---- SOURCE DATA

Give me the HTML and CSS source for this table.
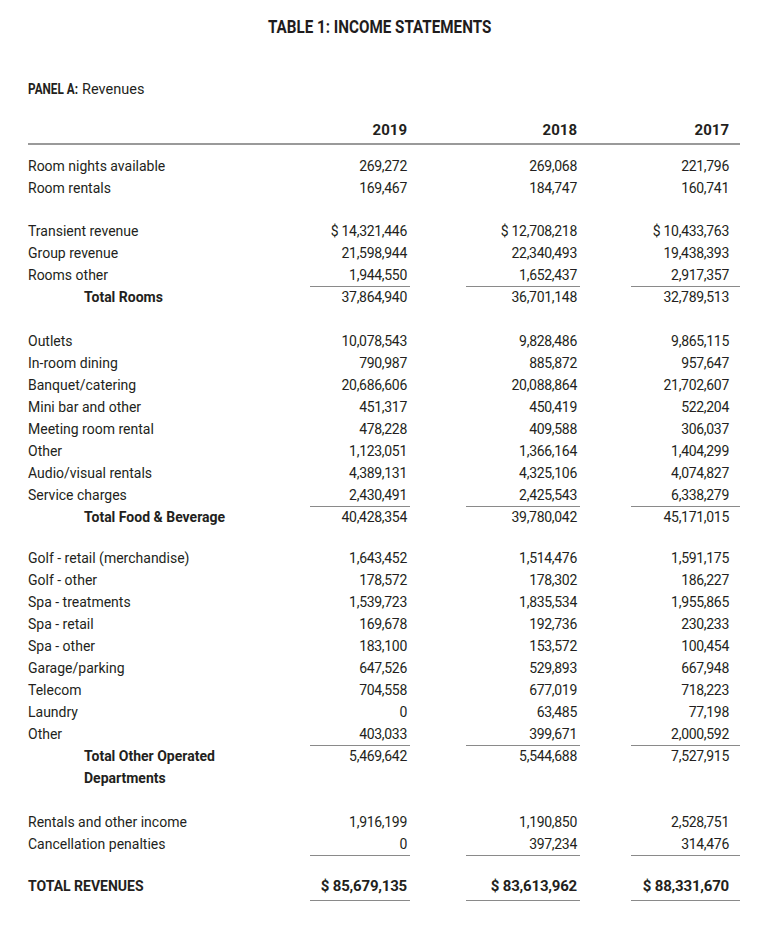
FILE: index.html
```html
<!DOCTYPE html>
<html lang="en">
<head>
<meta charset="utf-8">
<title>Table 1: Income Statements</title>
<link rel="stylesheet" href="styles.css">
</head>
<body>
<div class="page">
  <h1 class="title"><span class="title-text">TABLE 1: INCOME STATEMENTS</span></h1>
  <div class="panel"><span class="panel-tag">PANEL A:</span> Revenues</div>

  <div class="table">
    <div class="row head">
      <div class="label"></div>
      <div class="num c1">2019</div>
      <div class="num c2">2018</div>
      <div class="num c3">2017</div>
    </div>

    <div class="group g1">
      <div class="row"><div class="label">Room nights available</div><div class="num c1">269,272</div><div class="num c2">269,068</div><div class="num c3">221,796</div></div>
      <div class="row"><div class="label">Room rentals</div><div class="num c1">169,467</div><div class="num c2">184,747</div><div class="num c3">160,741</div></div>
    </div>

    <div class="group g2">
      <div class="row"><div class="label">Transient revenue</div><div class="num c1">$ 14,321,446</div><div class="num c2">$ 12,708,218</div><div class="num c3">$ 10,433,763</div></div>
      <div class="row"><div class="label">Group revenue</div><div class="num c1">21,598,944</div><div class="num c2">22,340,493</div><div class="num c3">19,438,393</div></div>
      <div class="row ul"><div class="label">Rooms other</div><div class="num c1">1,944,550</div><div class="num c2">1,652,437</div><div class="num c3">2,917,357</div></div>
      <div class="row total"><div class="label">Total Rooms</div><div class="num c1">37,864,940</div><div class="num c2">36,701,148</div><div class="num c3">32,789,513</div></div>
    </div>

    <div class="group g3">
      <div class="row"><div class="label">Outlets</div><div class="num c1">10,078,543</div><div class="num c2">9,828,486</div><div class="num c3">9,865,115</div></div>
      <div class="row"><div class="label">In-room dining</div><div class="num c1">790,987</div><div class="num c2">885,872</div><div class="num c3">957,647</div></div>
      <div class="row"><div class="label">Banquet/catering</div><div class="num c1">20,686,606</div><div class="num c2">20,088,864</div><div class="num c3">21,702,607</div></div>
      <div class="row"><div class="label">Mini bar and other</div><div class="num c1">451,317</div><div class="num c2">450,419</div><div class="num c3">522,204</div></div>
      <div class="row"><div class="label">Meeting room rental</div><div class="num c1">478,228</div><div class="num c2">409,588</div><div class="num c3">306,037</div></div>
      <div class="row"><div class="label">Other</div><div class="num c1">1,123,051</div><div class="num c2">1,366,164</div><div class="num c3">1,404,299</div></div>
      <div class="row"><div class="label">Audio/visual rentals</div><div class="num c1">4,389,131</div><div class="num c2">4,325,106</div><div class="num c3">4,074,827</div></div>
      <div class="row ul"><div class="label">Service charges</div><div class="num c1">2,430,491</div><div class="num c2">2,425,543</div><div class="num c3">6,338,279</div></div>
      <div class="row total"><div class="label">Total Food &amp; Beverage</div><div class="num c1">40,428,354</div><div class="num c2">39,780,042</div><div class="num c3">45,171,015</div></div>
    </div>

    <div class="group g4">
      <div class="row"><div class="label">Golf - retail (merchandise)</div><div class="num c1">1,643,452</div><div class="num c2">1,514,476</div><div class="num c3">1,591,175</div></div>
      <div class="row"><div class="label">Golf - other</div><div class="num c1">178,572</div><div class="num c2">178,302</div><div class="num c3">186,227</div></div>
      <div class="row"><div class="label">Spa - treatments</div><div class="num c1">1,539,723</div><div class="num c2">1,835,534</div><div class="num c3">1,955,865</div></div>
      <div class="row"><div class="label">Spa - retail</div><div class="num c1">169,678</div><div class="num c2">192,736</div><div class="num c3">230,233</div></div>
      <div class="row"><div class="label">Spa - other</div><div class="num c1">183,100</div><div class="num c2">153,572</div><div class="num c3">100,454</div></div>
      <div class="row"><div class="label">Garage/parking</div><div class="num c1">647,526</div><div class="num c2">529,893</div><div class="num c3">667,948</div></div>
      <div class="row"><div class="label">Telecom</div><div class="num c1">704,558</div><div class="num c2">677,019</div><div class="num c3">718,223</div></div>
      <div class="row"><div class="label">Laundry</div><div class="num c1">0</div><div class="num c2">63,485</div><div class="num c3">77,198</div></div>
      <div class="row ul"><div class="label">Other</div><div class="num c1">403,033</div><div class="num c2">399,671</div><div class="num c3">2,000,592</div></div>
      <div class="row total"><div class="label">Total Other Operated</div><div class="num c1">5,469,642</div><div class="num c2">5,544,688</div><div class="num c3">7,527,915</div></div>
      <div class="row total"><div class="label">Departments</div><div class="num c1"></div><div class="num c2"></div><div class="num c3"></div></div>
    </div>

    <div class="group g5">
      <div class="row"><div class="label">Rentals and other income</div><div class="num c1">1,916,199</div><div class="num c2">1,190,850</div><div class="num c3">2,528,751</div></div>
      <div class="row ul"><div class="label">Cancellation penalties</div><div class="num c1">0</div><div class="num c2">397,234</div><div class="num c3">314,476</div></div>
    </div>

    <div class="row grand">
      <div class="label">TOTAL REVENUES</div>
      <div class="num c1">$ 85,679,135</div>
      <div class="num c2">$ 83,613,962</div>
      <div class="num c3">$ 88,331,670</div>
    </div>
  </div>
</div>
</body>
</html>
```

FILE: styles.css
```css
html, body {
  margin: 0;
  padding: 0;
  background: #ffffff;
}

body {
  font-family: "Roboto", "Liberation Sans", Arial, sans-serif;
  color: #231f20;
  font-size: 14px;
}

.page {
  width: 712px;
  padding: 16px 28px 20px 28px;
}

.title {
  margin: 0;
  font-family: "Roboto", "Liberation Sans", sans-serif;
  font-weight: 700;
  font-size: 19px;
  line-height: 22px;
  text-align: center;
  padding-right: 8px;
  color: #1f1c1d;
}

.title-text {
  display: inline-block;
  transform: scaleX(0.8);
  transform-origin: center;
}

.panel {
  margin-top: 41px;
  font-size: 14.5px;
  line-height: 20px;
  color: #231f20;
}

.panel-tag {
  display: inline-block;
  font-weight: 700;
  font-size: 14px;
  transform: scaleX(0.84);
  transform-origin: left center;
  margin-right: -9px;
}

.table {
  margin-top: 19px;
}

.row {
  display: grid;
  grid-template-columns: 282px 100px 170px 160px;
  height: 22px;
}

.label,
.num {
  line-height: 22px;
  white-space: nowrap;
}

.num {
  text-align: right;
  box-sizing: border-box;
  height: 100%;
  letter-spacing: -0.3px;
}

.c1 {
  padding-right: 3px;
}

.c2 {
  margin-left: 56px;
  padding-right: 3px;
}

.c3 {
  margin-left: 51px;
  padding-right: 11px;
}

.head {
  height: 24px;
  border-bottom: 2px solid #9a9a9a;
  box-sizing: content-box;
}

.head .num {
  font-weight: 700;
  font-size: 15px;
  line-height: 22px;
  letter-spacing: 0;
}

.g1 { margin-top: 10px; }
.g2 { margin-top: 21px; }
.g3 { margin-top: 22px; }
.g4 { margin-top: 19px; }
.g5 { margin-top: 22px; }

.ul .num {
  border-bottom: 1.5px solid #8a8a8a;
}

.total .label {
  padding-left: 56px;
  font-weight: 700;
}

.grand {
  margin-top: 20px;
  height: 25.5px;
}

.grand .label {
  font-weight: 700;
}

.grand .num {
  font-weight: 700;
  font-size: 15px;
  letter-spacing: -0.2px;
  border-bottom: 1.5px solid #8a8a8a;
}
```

--------

JOB ::
Quote the listing above in full, except for the pictures.

WRITTEN ANSWER ::
Give me the HTML and CSS source for this table.
FILE: index.html
```html
<!DOCTYPE html>
<html lang="en">
<head>
<meta charset="utf-8">
<title>Table 1: Income Statements</title>
<link rel="stylesheet" href="styles.css">
</head>
<body>
<div class="page">
  <h1 class="title"><span class="title-text">TABLE 1: INCOME STATEMENTS</span></h1>
  <div class="panel"><span class="panel-tag">PANEL A:</span> Revenues</div>

  <div class="table">
    <div class="row head">
      <div class="label"></div>
      <div class="num c1">2019</div>
      <div class="num c2">2018</div>
      <div class="num c3">2017</div>
    </div>

    <div class="group g1">
      <div class="row"><div class="label">Room nights available</div><div class="num c1">269,272</div><div class="num c2">269,068</div><div class="num c3">221,796</div></div>
      <div class="row"><div class="label">Room rentals</div><div class="num c1">169,467</div><div class="num c2">184,747</div><div class="num c3">160,741</div></div>
    </div>

    <div class="group g2">
      <div class="row"><div class="label">Transient revenue</div><div class="num c1">$ 14,321,446</div><div class="num c2">$ 12,708,218</div><div class="num c3">$ 10,433,763</div></div>
      <div class="row"><div class="label">Group revenue</div><div class="num c1">21,598,944</div><div class="num c2">22,340,493</div><div class="num c3">19,438,393</div></div>
      <div class="row ul"><div class="label">Rooms other</div><div class="num c1">1,944,550</div><div class="num c2">1,652,437</div><div class="num c3">2,917,357</div></div>
      <div class="row total"><div class="label">Total Rooms</div><div class="num c1">37,864,940</div><div class="num c2">36,701,148</div><div class="num c3">32,789,513</div></div>
    </div>

    <div class="group g3">
      <div class="row"><div class="label">Outlets</div><div class="num c1">10,078,543</div><div class="num c2">9,828,486</div><div class="num c3">9,865,115</div></div>
      <div class="row"><div class="label">In-room dining</div><div class="num c1">790,987</div><div class="num c2">885,872</div><div class="num c3">957,647</div></div>
      <div class="row"><div class="label">Banquet/catering</div><div class="num c1">20,686,606</div><div class="num c2">20,088,864</div><div class="num c3">21,702,607</div></div>
      <div class="row"><div class="label">Mini bar and other</div><div class="num c1">451,317</div><div class="num c2">450,419</div><div class="num c3">522,204</div></div>
      <div class="row"><div class="label">Meeting room rental</div><div class="num c1">478,228</div><div class="num c2">409,588</div><div class="num c3">306,037</div></div>
      <div class="row"><div class="label">Other</div><div class="num c1">1,123,051</div><div class="num c2">1,366,164</div><div class="num c3">1,404,299</div></div>
      <div class="row"><div class="label">Audio/visual rentals</div><div class="num c1">4,389,131</div><div class="num c2">4,325,106</div><div class="num c3">4,074,827</div></div>
      <div class="row ul"><div class="label">Service charges</div><div class="num c1">2,430,491</div><div class="num c2">2,425,543</div><div class="num c3">6,338,279</div></div>
      <div class="row total"><div class="label">Total Food &amp; Beverage</div><div class="num c1">40,428,354</div><div class="num c2">39,780,042</div><div class="num c3">45,171,015</div></div>
    </div>

    <div class="group g4">
      <div class="row"><div class="label">Golf - retail (merchandise)</div><div class="num c1">1,643,452</div><div class="num c2">1,514,476</div><div class="num c3">1,591,175</div></div>
      <div class="row"><div class="label">Golf - other</div><div class="num c1">178,572</div><div class="num c2">178,302</div><div class="num c3">186,227</div></div>
      <div class="row"><div class="label">Spa - treatments</div><div class="num c1">1,539,723</div><div class="num c2">1,835,534</div><div class="num c3">1,955,865</div></div>
      <div class="row"><div class="label">Spa - retail</div><div class="num c1">169,678</div><div class="num c2">192,736</div><div class="num c3">230,233</div></div>
      <div class="row"><div class="label">Spa - other</div><div class="num c1">183,100</div><div class="num c2">153,572</div><div class="num c3">100,454</div></div>
      <div class="row"><div class="label">Garage/parking</div><div class="num c1">647,526</div><div class="num c2">529,893</div><div class="num c3">667,948</div></div>
      <div class="row"><div class="label">Telecom</div><div class="num c1">704,558</div><div class="num c2">677,019</div><div class="num c3">718,223</div></div>
      <div class="row"><div class="label">Laundry</div><div class="num c1">0</div><div class="num c2">63,485</div><div class="num c3">77,198</div></div>
      <div class="row ul"><div class="label">Other</div><div class="num c1">403,033</div><div class="num c2">399,671</div><div class="num c3">2,000,592</div></div>
      <div class="row total"><div class="label">Total Other Operated</div><div class="num c1">5,469,642</div><div class="num c2">5,544,688</div><div class="num c3">7,527,915</div></div>
      <div class="row total"><div class="label">Departments</div><div class="num c1"></div><div class="num c2"></div><div class="num c3"></div></div>
    </div>

    <div class="group g5">
      <div class="row"><div class="label">Rentals and other income</div><div class="num c1">1,916,199</div><div class="num c2">1,190,850</div><div class="num c3">2,528,751</div></div>
      <div class="row ul"><div class="label">Cancellation penalties</div><div class="num c1">0</div><div class="num c2">397,234</div><div class="num c3">314,476</div></div>
    </div>

    <div class="row grand">
      <div class="label">TOTAL REVENUES</div>
      <div class="num c1">$ 85,679,135</div>
      <div class="num c2">$ 83,613,962</div>
      <div class="num c3">$ 88,331,670</div>
    </div>
  </div>
</div>
</body>
</html>
```

FILE: styles.css
```css
html, body {
  margin: 0;
  padding: 0;
  background: #ffffff;
}

body {
  font-family: "Roboto", "Liberation Sans", Arial, sans-serif;
  color: #231f20;
  font-size: 14px;
}

.page {
  width: 712px;
  padding: 16px 28px 20px 28px;
}

.title {
  margin: 0;
  font-family: "Roboto", "Liberation Sans", sans-serif;
  font-weight: 700;
  font-size: 19px;
  line-height: 22px;
  text-align: center;
  padding-right: 8px;
  color: #1f1c1d;
}

.title-text {
  display: inline-block;
  transform: scaleX(0.8);
  transform-origin: center;
}

.panel {
  margin-top: 41px;
  font-size: 14.5px;
  line-height: 20px;
  color: #231f20;
}

.panel-tag {
  display: inline-block;
  font-weight: 700;
  font-size: 14px;
  transform: scaleX(0.84);
  transform-origin: left center;
  margin-right: -9px;
}

.table {
  margin-top: 19px;
}

.row {
  display: grid;
  grid-template-columns: 282px 100px 170px 160px;
  height: 22px;
}

.label,
.num {
  line-height: 22px;
  white-space: nowrap;
}

.num {
  text-align: right;
  box-sizing: border-box;
  height: 100%;
  letter-spacing: -0.3px;
}

.c1 {
  padding-right: 3px;
}

.c2 {
  margin-left: 56px;
  padding-right: 3px;
}

.c3 {
  margin-left: 51px;
  padding-right: 11px;
}

.head {
  height: 24px;
  border-bottom: 2px solid #9a9a9a;
  box-sizing: content-box;
}

.head .num {
  font-weight: 700;
  font-size: 15px;
  line-height: 22px;
  letter-spacing: 0;
}

.g1 { margin-top: 10px; }
.g2 { margin-top: 21px; }
.g3 { margin-top: 22px; }
.g4 { margin-top: 19px; }
.g5 { margin-top: 22px; }

.ul .num {
  border-bottom: 1.5px solid #8a8a8a;
}

.total .label {
  padding-left: 56px;
  font-weight: 700;
}

.grand {
  margin-top: 20px;
  height: 25.5px;
}

.grand .label {
  font-weight: 700;
}

.grand .num {
  font-weight: 700;
  font-size: 15px;
  letter-spacing: -0.2px;
  border-bottom: 1.5px solid #8a8a8a;
}
```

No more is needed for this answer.